Patriarcha Chapter 1: That the First Kings were Fathers of Families

(¶ 1.1) Since the time that school divinity began to flourish there hath been a common opinion maintained, as well by divines as by divers other learned men, which affirms: Mankind is naturally naturally endowed and born with freedom from all subjection, and at liberty to choose what form of government it please, and that the power which any one man hath over others was at first bestowed according to the discretion of the multitude.

This tenet was first hatched in the schools, and hath been fostered by all succeeding Papists for good divinity.

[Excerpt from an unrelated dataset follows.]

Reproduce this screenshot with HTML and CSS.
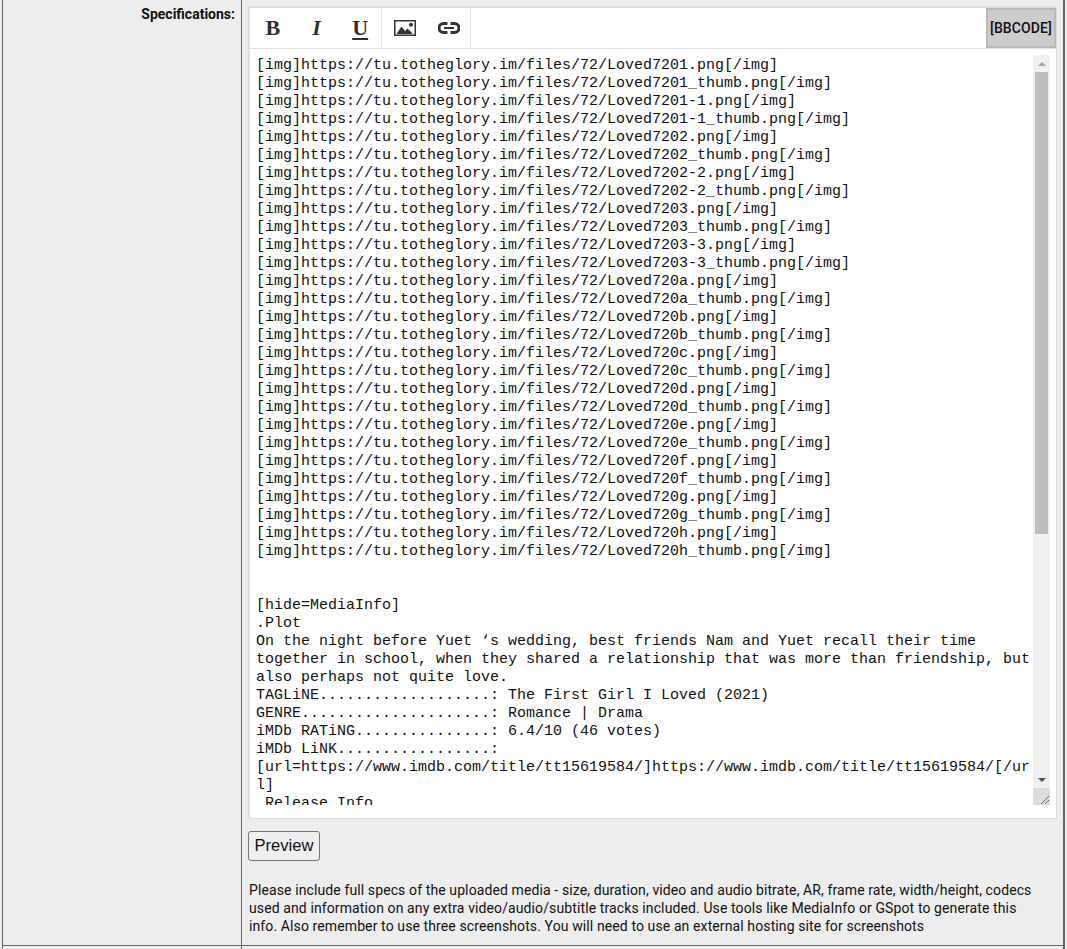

The divines, also, of the Reformed Churches have entertained it, and the common people everywhere tenderly embrace it as being most plausible to flesh and blood, for that it prodigally distributes a portion of liberty to the meanest of the multitude, who magnify liberty as if the height of human felicity were only to be found in it, never remembering that the desire of liberty was the first cause of the fall of Adam.

But howsoever this vulgar opinion hath of late obtained a great reputation, yet it is not to be found in the ancient fathers and doctors of the primitive Church. It contradicts the doctrine and history of the Holy Scriptures, the constant practice of all ancient monarchies, and the very principles of the law of nature. It is hard to say whether it be more erroneous in divinity or dangerous in policy.
An implicit faith is given to the meanest artificer in his own craft; how much more is it, then, due to a prince in the profound secrets of government. The causes and ends of the greatest politic actions and motions of state dazzle the eyes and exceed the capacities of all men, save only those that are hourly versed in the managing public affairs...

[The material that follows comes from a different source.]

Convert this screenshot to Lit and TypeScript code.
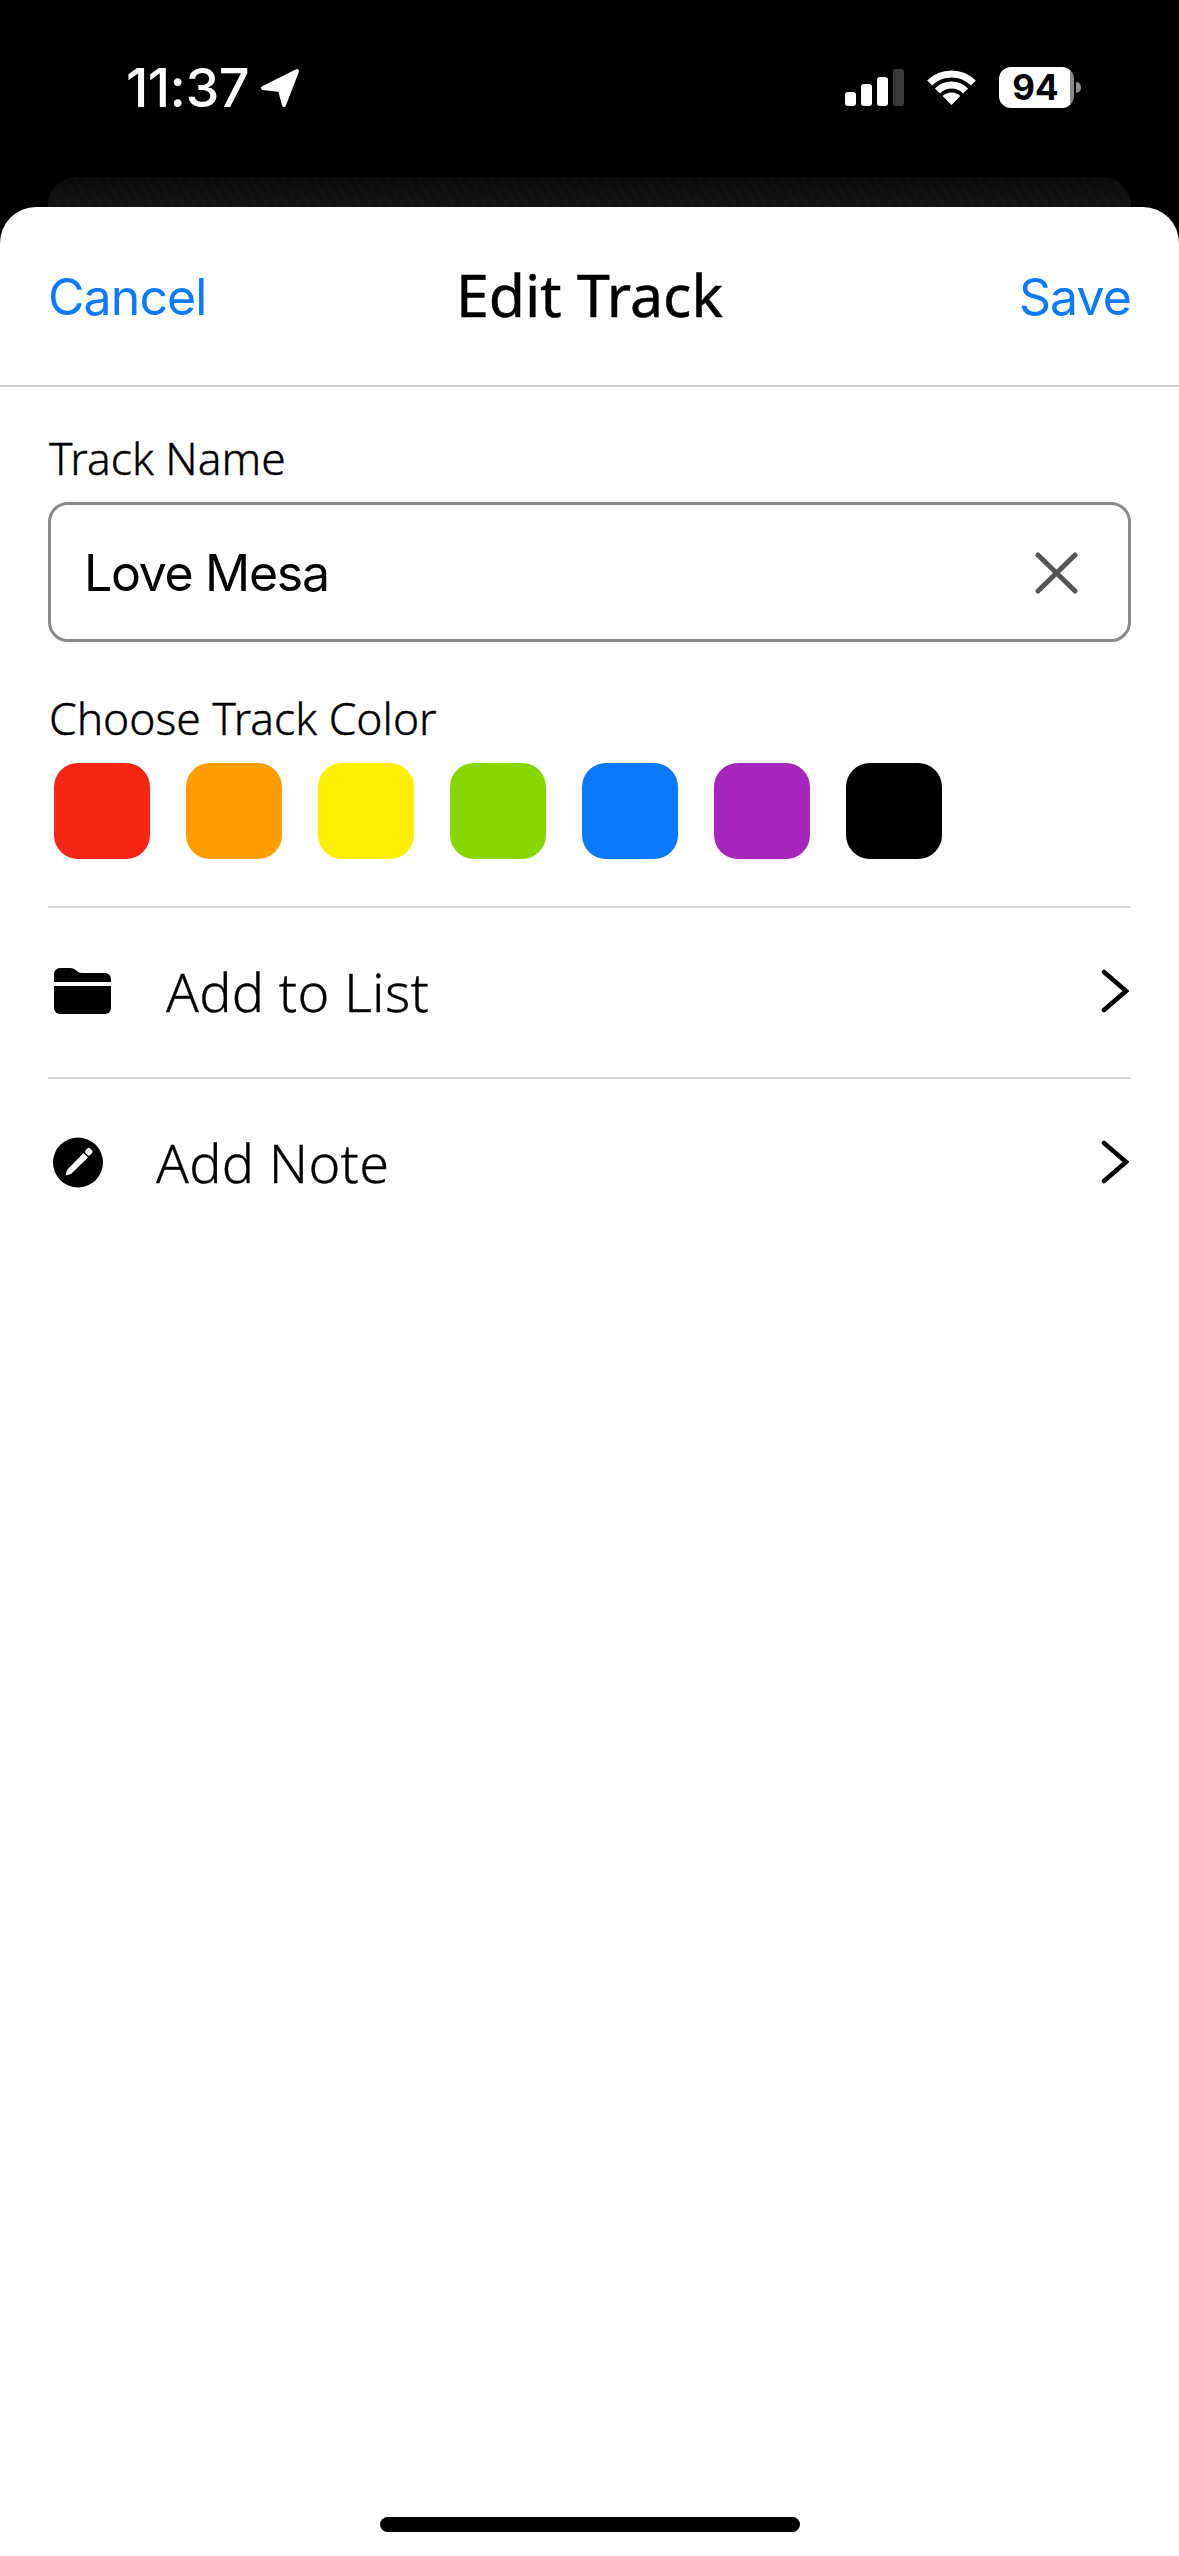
import {LitElement, css, html, svg} from 'lit'
import {customElement} from 'lit/decorators.js'

const COLORS = ['#f72514', '#ff9d00', '#fff000', '#88d600', '#0a78ff', '#a626bb', '#000000']

const chevron = html`<svg class="chevron" viewBox="0 0 28 44"><path d="M3 3 L25 22 L3 41"/></svg>`

const folder = svg`<path d="M0 6 a6 6 0 0 1 6-6 h10 c6 0 7 5 12 5 h23 a6 6 0 0 1 6 6 v3 H0 Z"/><path d="M0 18 H57 V40 a6 6 0 0 1-6 6 H6 a6 6 0 0 1-6-6 Z"/>`

const pencil = svg`<circle cx="26" cy="26.5" r="25"/><path d="M13.5 39.5 L15 34 L31.5 17 L36 21.5 L19 38 Z" fill="#fff"/><rect x="33.5" y="12.5" width="6.5" height="6.5" rx="2" transform="rotate(45 36.75 15.75)" fill="#fff"/>`

@customElement('app-root')
export class App_Root extends LitElement
{
    render()
    {
        return html`
            <div class="status">
                <div class="clock">
                    <span>11:37</span>
                    <svg class="arrow" viewBox="0 0 40 40"><path d="M37 3 L3 20 L20 22 L24 37 Z"/></svg>
                </div>
                <div class="indicators">
                    <div class="signal">
                        <i style="height:14px"></i><i style="height:22px"></i><i style="height:29px"></i><i class="off" style="height:37px"></i>
                    </div>
                    <svg class="wifi" viewBox="0 0 49 37">
                        <path class="arc" d="M2.6 14.1 A31 31 0 0 1 46.4 14.1"/>
                        <path class="arc" d="M10.4 21.9 A20 20 0 0 1 38.6 21.9"/>
                        <path d="M15.6 27.1 A12.5 12.5 0 0 1 33.4 27.1 L24.5 36 Z"/>
                    </svg>
                    <div class="battery">
                        <div class="level">94</div>
                        <div class="nub"></div>
                    </div>
                </div>
            </div>
            <div class="peek"></div>
            <div class="sheet">
                <header>
                    <span class="link">Cancel</span>
                    <h1>Edit Track</h1>
                    <span class="link save">Save</span>
                </header>
                <div class="body">
                    <div class="label name-label">Track Name</div>
                    <div class="field">
                        <span>Love Mesa</span>
                        <svg class="clear" viewBox="0 0 43 42"><path d="M3 3 L40 39 M40 3 L3 39"/></svg>
                    </div>
                    <div class="label color-label">Choose Track Color</div>
                    <div class="swatches">
                        ${COLORS.map(c => html`<div class="swatch" style="background:${c}"></div>`)}
                    </div>
                    <div class="row first">
                        <svg class="folder" viewBox="0 0 57 46">${folder}</svg>
                        <span class="list-text">Add to List</span>
                        ${chevron}
                    </div>
                    <div class="row">
                        <svg class="note" viewBox="0 0 53 53">${pencil}</svg>
                        <span class="note-text">Add Note</span>
                        ${chevron}
                    </div>
                </div>
                <div class="home"></div>
            </div>
        `
    }

    static styles = css`
        :host
        {
            display: flex;
            flex-direction: column;
            height: 2556px;
            background: #000;
            font-family: "Noto Sans", sans-serif;
            color: #000;
        }

        .status
        {
            height: 177px;
            box-sizing: border-box;
            padding: 67px 98px 0 126px;
            display: flex;
            justify-content: space-between;
            align-items: flex-start;
            color: #fff;
        }

        .clock
        {
            display: flex;
            align-items: center;
            gap: 11px;
            height: 41px;
            font: 500 54px/41px Inter, sans-serif;
            letter-spacing: -0.6px;
        }

        .arrow
        {
            width: 40px;
            height: 40px;
            fill: #fff;
            stroke: #fff;
            stroke-width: 4;
            stroke-linejoin: round;
        }

        .indicators
        {
            display: flex;
            align-items: center;
            height: 41px;
        }

        .signal
        {
            display: flex;
            align-items: flex-end;
            gap: 5px;
            height: 37px;
            margin-right: 23px;
        }

        .signal i
        {
            width: 11px;
            border-radius: 3px;
            background: #fff;
        }

        .signal i.off
        {
            background: #3a3a3a;
        }

        .wifi
        {
            width: 49px;
            height: 37px;
            margin-right: 23px;
            fill: #fff;
        }

        .wifi .arc
        {
            fill: none;
            stroke: #fff;
            stroke-width: 7;
        }

        .battery
        {
            display: flex;
            align-items: center;
        }

        .level
        {
            width: 75px;
            height: 41px;
            box-sizing: border-box;
            border-radius: 12px;
            background: linear-gradient(90deg, #fff 71px, #8a8a8a 71px);
            color: #000;
            font: 700 35px/41px Inter, sans-serif;
            text-align: center;
            padding-right: 2px;
        }

        .nub
        {
            width: 5px;
            height: 11px;
            margin-left: 2px;
            border-radius: 0 6px 6px 0;
            background: #8a8a8a;
        }

        .peek
        {
            height: 30px;
            margin: 0 48px;
            border-radius: 28px 28px 0 0;
            background:
                repeating-linear-gradient(60deg, rgba(255, 255, 255, 0.012) 0 3px, transparent 3px 9px),
                linear-gradient(#090a09, #121412);
        }

        .sheet
        {
            flex: 1;
            display: flex;
            flex-direction: column;
            background: #fff;
            border-radius: 36px 36px 0 0;
        }

        header
        {
            height: 180px;
            box-sizing: border-box;
            padding: 0 48px;
            display: grid;
            grid-template-columns: 1fr auto 1fr;
            align-items: center;
            border-bottom: 2px solid #cfcfcf;
        }

        h1
        {
            margin: 0 0 3px;
            font: 400 59px/1 "Noto Sans", sans-serif;
            -webkit-text-stroke: 0.5px #000;
        }

        .link
        {
            padding-top: 2px;
            font: 400 50px/1 Inter, sans-serif;
            letter-spacing: -0.9px;
            color: #0a7aff;
        }

        .save
        {
            text-align: right;
        }

        .body
        {
            padding: 0 48px;
        }

        .label
        {
            font-size: 44.4px;
            font-weight: 300;
            line-height: 52px;
            padding-left: 1px;
            -webkit-text-stroke: 0.4px #000;
        }

        .name-label
        {
            margin-top: 45px;
        }

        .field
        {
            box-sizing: border-box;
            height: 140px;
            margin-top: 18px;
            padding: 2px 50px 0 33px;
            display: flex;
            align-items: center;
            justify-content: space-between;
            border: 3px solid #8a8a8a;
            border-radius: 20px;
            font: 400 50px/1 Inter, sans-serif;
            letter-spacing: -1.3px;
        }

        .clear
        {
            width: 43px;
            height: 42px;
            fill: none;
            stroke: #555;
            stroke-width: 5;
            stroke-linecap: round;
        }

        .color-label
        {
            margin-top: 50px;
        }

        .swatches
        {
            display: flex;
            gap: 36px;
            margin: 19px 0 0 6px;
        }

        .swatch
        {
            width: 96px;
            height: 96px;
            border-radius: 24px;
        }

        .row
        {
            display: flex;
            align-items: center;
            height: 169px;
            border-top: 2px solid #d8d8d8;
            font-size: 54px;
            font-weight: 300;
            letter-spacing: 0.3px;
            -webkit-text-stroke: 0.3px #000;
        }

        .row.first
        {
            margin-top: 47px;
        }

        .list-text
        {
            margin: -4px 0 0 55px;
        }

        .note-text
        {
            margin: -4px 0 0 51px;
        }

        .folder
        {
            width: 57px;
            height: 46px;
            margin-left: 6px;
            margin-top: -3px;
        }

        .note
        {
            width: 53px;
            height: 53px;
            margin-left: 4px;
            margin-top: -3px;
        }

        .chevron
        {
            width: 28px;
            height: 44px;
            margin: -3px 2px 0 auto;
            fill: none;
            stroke: #000;
            stroke-width: 4.5;
            stroke-linecap: round;
            stroke-linejoin: miter;
        }

        .home
        {
            width: 420px;
            height: 15px;
            margin: auto auto 24px;
            border-radius: 8px;
            background: #000;
        }
    `
}

declare global
{
    interface HTMLElementTagNameMap
    {
        'app-root': App_Root
    }
}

(¶ 1.2) To make evident the grounds of this question about the natural liberty of mankind, I will lay down some passages of Cardinal Bellarmine that may best unfold the state of this controversy.

"Secular or civil power is instituted by men; it is in the people, unless they bestow it on a prince. His power is immediately in the whole multitude, as in the subject of it; for this power is in the divine law, but the divine law hath given this power to no particular man. If the positive law be taken away, there is left no reason why amongst a multitude - who are equal - one rather than another should bear rule over the rest. Power is given by the multitude to one man or to more by the same law of nature; for the commonwealth cannot exercise this power; therefore it is bound to bestow it upon some one man, or some few. It depends upon the consent of the multitude to ordain over themselves a king, or consul, or other magistrates; and if there be lawful cause, the multitude may change the kingdom into an aristocracy or democracy..."

(¶ 1.3) I come now to examine the argument which is used by Cardinal Bellarmine, and this is the one and only argument I can find produced by my author for the proof of the natural liberty of the people. It is thus framed: That God hath given or ordained power, is evident by Scripture; but God hath given it to no particular person, because by nature all men are equal, therefore he hath given power to the people or multitude.

To answer this reason, drawn from the equality of man by nature, I will first use help of Bellarmine himself, whose very words are these: If many men had been together created out of the earth, they all ought to have been princes over their posterity. In these words we have an evident confession that creation made man prince of his posterity. And indeed not only Adam, but the succeeding patriarchs had, by right of fatherhood, royal authority over their children. Nor dares Bellarmine deny this also. That the patriarchs, saith he, were endowed with kingly power, their deeds do testify; for as Adam was lord of his children, so his children under him had a command and power over their own children, but still with subordination to the first parent, who is lord-paramount over his children's children to all generations, as being the grandfather of his people.

(¶ 1.4) I see not then how the children of Adam, or of any man else, can be free from subjection to their parents. And this subjection of children being the fountain of all regal authority, by the ordination of God himself; it follows that civil power not only in general is by divine institution, but even the assignment of it specifically to the eldest parents, which quite takes away that new and common distinction which refers only power universal and absolute to God, but power respective in regard to the special form of government to the choice of the people.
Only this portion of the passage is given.